→ OBJECTIVE: For the records below, say how many lines contain the string "screenshot". Give the number only.

→ DATA SECTION:
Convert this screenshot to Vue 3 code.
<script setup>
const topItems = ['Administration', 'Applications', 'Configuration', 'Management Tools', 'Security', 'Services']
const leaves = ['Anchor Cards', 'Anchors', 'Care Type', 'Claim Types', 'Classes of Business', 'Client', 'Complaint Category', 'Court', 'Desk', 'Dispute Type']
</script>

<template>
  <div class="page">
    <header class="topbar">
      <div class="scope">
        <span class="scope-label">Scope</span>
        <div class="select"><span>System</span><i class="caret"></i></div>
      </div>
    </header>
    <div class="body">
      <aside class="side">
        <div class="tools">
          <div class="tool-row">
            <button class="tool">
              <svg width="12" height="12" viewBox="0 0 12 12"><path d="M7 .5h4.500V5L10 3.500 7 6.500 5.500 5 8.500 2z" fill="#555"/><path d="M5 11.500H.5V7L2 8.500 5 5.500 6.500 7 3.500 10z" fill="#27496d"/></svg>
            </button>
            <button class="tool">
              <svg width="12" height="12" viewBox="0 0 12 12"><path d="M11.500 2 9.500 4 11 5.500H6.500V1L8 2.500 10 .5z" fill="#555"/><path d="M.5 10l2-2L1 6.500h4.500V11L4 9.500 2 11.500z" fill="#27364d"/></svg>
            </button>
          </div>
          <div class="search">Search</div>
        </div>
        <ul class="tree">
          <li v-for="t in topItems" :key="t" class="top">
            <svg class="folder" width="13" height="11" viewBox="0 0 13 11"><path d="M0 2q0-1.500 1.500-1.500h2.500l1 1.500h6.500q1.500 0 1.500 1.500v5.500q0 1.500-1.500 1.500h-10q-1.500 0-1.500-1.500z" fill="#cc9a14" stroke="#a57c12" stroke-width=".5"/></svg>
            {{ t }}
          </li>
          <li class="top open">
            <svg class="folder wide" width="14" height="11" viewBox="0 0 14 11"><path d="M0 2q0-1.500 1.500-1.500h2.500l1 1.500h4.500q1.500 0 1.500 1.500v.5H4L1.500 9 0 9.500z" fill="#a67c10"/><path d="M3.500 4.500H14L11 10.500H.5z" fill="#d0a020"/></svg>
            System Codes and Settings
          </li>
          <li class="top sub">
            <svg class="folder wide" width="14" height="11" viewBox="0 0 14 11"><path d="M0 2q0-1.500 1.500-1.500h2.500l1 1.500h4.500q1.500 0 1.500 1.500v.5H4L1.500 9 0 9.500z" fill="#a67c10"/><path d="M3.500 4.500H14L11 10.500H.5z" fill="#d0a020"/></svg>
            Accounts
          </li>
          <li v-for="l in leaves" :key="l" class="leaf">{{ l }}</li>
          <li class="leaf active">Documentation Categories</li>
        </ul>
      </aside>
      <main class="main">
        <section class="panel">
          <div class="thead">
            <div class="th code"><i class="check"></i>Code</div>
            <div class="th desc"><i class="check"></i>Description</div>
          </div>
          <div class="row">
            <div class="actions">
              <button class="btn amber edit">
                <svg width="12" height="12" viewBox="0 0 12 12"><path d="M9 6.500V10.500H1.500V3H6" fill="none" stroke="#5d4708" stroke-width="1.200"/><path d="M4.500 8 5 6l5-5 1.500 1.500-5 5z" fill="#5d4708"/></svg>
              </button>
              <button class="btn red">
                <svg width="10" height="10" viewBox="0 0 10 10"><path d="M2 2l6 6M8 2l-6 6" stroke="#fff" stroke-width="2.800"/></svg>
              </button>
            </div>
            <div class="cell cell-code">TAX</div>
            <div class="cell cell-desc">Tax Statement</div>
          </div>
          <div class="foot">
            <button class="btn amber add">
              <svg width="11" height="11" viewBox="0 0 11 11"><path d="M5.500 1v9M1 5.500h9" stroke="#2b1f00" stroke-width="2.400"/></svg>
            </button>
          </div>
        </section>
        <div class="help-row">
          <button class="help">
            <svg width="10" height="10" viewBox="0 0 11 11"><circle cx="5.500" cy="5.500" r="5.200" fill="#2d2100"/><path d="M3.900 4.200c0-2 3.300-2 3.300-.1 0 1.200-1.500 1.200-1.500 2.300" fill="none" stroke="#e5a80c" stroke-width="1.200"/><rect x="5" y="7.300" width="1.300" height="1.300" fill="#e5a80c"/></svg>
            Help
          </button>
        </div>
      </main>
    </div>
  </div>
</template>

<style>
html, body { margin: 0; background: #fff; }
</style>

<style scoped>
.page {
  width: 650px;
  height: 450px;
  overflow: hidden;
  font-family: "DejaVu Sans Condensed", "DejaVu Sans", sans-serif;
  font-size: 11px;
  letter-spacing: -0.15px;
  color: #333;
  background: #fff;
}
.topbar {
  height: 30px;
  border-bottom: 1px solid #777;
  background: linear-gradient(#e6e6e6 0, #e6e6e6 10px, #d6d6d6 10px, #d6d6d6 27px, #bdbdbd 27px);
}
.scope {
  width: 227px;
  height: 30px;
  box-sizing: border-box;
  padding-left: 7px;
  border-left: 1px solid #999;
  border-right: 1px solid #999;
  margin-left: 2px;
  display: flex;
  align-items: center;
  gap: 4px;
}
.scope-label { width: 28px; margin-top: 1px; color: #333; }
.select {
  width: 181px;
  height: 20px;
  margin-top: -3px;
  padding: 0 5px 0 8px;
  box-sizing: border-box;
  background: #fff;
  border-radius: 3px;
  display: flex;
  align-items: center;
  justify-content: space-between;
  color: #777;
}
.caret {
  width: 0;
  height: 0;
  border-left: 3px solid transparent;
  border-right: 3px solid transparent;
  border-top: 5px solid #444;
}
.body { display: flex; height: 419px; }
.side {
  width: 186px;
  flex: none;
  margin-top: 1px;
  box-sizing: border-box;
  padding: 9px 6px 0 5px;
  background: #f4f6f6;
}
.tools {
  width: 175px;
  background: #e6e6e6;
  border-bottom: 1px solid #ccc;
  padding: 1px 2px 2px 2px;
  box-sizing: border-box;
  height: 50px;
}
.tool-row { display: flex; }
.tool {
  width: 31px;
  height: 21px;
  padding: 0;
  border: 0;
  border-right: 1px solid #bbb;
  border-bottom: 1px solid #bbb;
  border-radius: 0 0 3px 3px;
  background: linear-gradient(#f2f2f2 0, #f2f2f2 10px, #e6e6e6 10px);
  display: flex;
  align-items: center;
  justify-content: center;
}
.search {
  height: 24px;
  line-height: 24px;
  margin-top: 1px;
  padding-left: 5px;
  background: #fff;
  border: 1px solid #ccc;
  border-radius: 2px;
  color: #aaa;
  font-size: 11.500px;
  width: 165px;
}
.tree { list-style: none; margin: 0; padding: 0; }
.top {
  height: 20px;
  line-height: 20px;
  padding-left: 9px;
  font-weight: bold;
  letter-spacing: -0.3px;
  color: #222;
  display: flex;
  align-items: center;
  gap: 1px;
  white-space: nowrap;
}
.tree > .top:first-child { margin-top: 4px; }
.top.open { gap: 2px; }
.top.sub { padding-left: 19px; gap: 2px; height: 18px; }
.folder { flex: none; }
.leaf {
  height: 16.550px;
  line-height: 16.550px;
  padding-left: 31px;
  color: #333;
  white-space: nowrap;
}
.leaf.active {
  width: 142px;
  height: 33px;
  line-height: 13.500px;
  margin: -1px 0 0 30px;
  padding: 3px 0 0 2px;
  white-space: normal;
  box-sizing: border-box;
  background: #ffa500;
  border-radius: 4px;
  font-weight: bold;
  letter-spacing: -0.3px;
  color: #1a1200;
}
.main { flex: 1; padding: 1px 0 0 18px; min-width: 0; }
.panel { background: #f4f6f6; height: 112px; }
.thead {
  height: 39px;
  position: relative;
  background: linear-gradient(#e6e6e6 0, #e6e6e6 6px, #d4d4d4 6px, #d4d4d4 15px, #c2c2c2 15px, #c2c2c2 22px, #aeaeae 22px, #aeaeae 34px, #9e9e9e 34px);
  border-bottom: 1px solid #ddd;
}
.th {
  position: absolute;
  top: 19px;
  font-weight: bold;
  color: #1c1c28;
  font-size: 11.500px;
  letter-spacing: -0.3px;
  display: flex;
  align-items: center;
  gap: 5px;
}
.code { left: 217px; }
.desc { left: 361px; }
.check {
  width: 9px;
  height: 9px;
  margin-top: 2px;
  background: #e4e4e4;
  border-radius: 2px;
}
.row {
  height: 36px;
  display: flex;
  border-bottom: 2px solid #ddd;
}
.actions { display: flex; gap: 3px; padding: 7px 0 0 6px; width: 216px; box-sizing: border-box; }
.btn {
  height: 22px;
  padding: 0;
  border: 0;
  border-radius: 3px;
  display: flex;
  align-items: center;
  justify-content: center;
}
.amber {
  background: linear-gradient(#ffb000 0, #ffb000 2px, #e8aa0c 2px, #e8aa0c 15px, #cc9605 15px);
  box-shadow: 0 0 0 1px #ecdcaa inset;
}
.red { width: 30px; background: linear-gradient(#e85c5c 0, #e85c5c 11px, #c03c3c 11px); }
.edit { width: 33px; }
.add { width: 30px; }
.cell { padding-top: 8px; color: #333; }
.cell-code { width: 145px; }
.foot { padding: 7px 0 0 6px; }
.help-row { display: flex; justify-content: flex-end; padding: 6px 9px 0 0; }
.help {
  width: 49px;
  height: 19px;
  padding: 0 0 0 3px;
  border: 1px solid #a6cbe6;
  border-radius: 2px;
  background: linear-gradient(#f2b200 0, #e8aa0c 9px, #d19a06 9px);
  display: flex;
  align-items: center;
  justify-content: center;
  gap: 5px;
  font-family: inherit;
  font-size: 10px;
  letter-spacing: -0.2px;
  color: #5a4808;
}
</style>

* * *

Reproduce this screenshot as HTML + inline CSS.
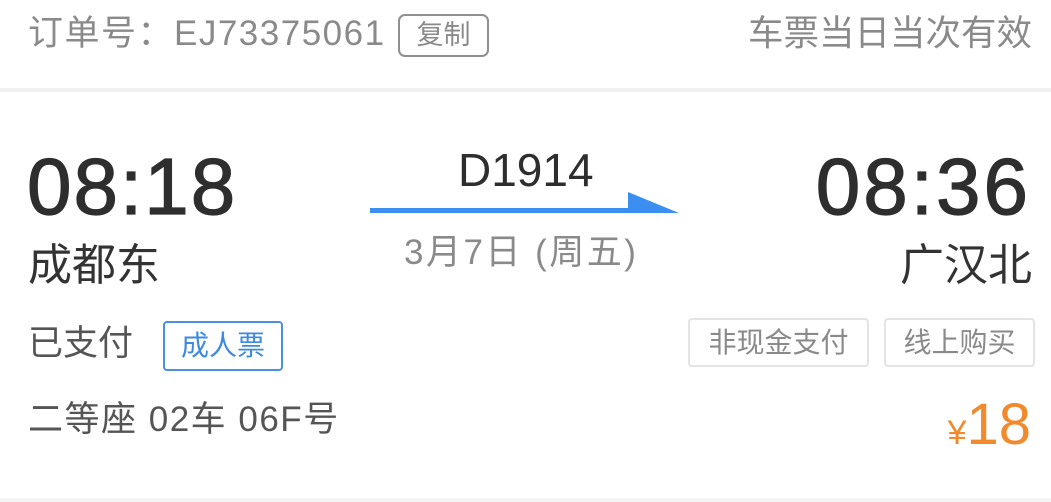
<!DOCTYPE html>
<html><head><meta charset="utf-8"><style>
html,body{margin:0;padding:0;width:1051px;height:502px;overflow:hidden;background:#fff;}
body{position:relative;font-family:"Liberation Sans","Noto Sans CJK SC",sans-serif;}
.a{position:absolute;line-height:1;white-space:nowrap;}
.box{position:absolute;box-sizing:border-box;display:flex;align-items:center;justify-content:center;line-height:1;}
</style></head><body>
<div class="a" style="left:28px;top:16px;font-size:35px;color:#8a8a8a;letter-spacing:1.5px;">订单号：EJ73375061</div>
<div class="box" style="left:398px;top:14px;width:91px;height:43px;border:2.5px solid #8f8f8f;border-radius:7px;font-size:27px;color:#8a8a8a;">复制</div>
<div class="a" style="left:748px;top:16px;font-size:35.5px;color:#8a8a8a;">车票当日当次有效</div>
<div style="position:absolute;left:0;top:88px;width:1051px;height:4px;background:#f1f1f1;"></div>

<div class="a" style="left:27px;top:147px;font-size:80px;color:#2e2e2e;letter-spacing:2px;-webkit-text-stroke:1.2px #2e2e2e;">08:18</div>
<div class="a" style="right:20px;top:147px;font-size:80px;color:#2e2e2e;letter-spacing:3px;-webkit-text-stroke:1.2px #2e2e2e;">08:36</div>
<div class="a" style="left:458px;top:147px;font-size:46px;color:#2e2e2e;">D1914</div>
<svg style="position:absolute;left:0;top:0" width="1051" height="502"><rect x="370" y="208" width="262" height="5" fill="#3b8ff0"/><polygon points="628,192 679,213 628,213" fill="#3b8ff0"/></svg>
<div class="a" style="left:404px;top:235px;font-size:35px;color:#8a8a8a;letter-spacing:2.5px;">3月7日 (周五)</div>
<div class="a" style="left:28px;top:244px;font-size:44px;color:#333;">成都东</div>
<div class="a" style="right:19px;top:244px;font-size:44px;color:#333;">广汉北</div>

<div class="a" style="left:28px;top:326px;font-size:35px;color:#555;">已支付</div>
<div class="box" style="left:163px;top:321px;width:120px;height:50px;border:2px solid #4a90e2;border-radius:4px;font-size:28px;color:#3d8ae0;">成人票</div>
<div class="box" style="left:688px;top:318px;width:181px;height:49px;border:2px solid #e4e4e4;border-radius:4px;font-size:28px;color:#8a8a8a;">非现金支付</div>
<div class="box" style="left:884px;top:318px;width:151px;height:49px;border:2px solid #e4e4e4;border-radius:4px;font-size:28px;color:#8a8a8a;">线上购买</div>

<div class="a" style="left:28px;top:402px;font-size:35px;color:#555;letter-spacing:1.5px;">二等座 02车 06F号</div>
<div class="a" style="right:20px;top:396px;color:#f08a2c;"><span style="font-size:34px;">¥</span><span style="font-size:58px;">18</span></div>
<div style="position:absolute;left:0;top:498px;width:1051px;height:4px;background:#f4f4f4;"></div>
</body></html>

→ EXPECTED OUTPUT: 2